WRITTEN PROBLEM =>
Reproduce nothing but the lines from the start of the material through the line that includes "border-2 border-[#fff59d] bg-white", both ends included, and omit every picture.

>> Begin DATASET EXTRACT

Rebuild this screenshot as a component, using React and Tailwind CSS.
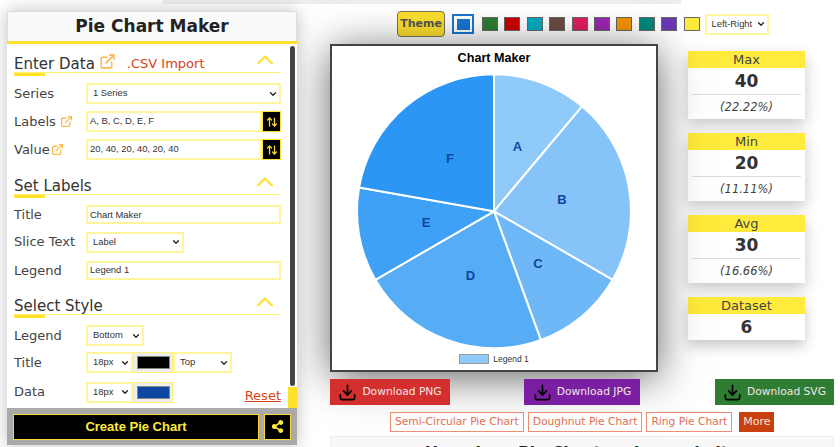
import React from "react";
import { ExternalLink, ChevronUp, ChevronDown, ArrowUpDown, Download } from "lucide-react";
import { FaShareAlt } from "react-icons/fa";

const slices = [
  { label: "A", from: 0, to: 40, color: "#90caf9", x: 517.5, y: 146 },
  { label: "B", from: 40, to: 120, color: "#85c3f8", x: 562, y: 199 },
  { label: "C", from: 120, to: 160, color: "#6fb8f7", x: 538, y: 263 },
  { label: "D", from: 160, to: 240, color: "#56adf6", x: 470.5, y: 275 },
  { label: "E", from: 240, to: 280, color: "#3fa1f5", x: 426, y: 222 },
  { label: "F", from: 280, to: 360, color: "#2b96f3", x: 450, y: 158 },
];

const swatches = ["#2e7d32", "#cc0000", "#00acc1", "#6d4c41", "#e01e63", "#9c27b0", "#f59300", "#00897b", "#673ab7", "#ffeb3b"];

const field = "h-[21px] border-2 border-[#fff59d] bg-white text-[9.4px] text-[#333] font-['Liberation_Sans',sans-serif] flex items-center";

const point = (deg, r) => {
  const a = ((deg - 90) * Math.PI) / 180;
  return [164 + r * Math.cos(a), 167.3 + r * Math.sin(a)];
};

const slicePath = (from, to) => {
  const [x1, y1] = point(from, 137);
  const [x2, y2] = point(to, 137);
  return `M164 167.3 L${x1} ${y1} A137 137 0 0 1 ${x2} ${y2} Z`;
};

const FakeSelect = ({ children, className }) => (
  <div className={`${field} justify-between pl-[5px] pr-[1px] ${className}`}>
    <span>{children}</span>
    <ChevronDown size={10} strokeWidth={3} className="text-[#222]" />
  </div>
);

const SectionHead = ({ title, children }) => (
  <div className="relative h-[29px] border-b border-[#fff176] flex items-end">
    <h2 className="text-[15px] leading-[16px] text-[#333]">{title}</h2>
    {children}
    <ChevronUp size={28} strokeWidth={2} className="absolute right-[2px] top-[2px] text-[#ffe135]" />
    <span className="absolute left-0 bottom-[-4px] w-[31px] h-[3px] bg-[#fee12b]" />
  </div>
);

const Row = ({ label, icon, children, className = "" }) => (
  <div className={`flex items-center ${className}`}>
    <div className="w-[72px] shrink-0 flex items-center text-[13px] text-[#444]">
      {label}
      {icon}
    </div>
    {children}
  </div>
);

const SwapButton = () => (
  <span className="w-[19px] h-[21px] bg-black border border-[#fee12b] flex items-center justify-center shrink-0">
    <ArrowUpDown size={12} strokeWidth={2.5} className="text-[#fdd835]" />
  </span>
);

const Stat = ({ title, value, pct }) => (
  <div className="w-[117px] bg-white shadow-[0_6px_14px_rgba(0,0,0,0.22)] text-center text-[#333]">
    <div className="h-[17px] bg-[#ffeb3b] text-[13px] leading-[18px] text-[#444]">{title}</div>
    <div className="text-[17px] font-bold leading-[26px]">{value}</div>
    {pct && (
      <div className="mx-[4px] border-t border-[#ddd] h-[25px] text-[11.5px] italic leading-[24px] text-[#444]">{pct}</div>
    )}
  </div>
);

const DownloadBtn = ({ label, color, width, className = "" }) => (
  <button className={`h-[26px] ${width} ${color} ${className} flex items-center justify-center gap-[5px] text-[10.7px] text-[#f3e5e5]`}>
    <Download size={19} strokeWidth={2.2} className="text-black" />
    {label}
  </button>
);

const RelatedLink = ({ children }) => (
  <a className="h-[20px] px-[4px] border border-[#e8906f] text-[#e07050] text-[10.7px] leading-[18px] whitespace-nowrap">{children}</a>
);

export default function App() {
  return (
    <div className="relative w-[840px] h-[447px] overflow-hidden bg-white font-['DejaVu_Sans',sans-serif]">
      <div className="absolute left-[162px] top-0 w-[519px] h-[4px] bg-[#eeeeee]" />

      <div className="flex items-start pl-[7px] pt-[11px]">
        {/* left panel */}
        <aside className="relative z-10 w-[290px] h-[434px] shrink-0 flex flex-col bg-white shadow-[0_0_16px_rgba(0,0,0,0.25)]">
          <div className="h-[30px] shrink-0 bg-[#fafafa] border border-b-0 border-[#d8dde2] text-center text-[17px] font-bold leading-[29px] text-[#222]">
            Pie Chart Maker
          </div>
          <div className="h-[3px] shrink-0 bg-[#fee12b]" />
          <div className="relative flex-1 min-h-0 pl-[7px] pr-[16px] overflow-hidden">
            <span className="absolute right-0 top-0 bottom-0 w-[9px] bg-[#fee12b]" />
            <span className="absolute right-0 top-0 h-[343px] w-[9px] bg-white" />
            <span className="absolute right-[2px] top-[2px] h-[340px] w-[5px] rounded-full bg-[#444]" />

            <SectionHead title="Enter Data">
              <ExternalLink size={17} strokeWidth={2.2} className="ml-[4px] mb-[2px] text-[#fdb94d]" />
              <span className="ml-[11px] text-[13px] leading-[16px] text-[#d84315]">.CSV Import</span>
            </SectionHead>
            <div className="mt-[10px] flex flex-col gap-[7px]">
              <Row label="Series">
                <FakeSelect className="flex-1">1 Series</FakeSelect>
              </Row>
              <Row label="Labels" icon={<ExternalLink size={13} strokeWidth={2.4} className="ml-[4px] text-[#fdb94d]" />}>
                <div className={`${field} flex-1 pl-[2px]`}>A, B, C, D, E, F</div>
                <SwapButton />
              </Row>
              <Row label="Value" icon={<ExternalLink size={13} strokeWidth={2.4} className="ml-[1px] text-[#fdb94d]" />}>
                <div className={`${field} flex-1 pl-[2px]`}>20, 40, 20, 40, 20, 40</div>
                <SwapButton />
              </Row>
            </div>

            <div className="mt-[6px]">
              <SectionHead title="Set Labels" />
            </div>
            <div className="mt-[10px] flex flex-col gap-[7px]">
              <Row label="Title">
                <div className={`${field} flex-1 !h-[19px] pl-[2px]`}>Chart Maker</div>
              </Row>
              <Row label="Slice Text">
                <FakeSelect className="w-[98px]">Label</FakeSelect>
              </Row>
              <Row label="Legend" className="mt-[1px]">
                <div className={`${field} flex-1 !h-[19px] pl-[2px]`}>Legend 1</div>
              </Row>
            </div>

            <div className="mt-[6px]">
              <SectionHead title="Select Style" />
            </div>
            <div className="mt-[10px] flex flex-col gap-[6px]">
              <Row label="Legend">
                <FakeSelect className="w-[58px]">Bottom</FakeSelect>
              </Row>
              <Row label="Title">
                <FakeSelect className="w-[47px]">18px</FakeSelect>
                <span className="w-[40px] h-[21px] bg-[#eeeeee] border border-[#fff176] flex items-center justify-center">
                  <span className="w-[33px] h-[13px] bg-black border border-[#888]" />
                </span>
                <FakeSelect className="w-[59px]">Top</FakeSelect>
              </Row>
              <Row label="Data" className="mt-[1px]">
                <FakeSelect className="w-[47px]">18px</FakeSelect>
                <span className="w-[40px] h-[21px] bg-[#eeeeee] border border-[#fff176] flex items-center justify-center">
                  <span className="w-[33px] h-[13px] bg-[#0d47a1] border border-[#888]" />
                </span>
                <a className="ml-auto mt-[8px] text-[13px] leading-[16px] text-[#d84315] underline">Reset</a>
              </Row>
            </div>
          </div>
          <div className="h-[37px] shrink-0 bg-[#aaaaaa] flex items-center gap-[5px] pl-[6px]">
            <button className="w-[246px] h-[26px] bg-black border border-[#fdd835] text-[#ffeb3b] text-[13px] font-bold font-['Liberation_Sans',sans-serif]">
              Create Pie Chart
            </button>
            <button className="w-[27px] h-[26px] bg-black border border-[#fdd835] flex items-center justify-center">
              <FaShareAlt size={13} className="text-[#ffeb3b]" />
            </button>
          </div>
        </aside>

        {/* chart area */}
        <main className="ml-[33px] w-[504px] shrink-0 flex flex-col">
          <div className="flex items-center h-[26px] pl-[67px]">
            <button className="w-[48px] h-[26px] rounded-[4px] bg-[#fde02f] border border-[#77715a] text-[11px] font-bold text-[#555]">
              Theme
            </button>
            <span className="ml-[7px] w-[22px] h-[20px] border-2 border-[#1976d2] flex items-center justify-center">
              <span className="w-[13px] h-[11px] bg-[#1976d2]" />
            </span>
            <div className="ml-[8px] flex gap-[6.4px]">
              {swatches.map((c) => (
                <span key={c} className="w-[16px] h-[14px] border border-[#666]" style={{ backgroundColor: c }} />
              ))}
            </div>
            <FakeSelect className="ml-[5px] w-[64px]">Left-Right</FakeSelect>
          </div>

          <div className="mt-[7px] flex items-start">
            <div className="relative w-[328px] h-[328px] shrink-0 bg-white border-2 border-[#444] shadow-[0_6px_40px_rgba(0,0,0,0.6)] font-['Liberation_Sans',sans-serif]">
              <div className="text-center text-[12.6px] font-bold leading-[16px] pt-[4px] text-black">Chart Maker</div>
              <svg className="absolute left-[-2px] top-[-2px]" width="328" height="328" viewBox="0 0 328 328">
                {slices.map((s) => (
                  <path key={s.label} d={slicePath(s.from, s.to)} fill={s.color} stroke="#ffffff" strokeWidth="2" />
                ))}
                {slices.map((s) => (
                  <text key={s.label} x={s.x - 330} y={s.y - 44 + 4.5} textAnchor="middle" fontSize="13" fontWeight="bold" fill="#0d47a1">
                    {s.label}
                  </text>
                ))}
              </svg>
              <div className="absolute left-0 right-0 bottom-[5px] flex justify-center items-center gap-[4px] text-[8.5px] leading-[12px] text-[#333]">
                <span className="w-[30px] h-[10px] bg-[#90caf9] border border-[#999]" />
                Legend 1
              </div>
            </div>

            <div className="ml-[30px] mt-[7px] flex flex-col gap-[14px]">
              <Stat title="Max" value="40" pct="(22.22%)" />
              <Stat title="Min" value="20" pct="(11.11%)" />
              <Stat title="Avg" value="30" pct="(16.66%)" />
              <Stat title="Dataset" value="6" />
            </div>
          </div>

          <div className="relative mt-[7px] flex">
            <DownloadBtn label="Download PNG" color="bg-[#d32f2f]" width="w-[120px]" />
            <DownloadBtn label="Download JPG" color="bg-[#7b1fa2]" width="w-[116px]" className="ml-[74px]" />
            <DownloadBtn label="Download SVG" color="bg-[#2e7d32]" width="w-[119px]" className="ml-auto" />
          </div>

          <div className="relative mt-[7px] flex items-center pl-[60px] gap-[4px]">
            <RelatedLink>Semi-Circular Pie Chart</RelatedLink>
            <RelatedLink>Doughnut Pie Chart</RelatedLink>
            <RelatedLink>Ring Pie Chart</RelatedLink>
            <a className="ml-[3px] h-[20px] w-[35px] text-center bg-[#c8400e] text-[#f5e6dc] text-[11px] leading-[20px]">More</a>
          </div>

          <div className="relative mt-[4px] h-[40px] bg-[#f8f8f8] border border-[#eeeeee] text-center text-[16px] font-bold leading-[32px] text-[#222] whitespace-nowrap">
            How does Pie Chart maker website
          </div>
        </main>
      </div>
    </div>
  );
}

>> End DATASET EXTRACT

REPLY TO THE TASK =>
Rebuild this screenshot as a component, using React and Tailwind CSS.
import React from "react";
import { ExternalLink, ChevronUp, ChevronDown, ArrowUpDown, Download } from "lucide-react";
import { FaShareAlt } from "react-icons/fa";

const slices = [
  { label: "A", from: 0, to: 40, color: "#90caf9", x: 517.5, y: 146 },
  { label: "B", from: 40, to: 120, color: "#85c3f8", x: 562, y: 199 },
  { label: "C", from: 120, to: 160, color: "#6fb8f7", x: 538, y: 263 },
  { label: "D", from: 160, to: 240, color: "#56adf6", x: 470.5, y: 275 },
  { label: "E", from: 240, to: 280, color: "#3fa1f5", x: 426, y: 222 },
  { label: "F", from: 280, to: 360, color: "#2b96f3", x: 450, y: 158 },
];

const swatches = ["#2e7d32", "#cc0000", "#00acc1", "#6d4c41", "#e01e63", "#9c27b0", "#f59300", "#00897b", "#673ab7", "#ffeb3b"];

const field = "h-[21px] border-2 border-[#fff59d] bg-white text-[9.4px] text-[#333] font-['Liberation_Sans',sans-serif] flex items-center";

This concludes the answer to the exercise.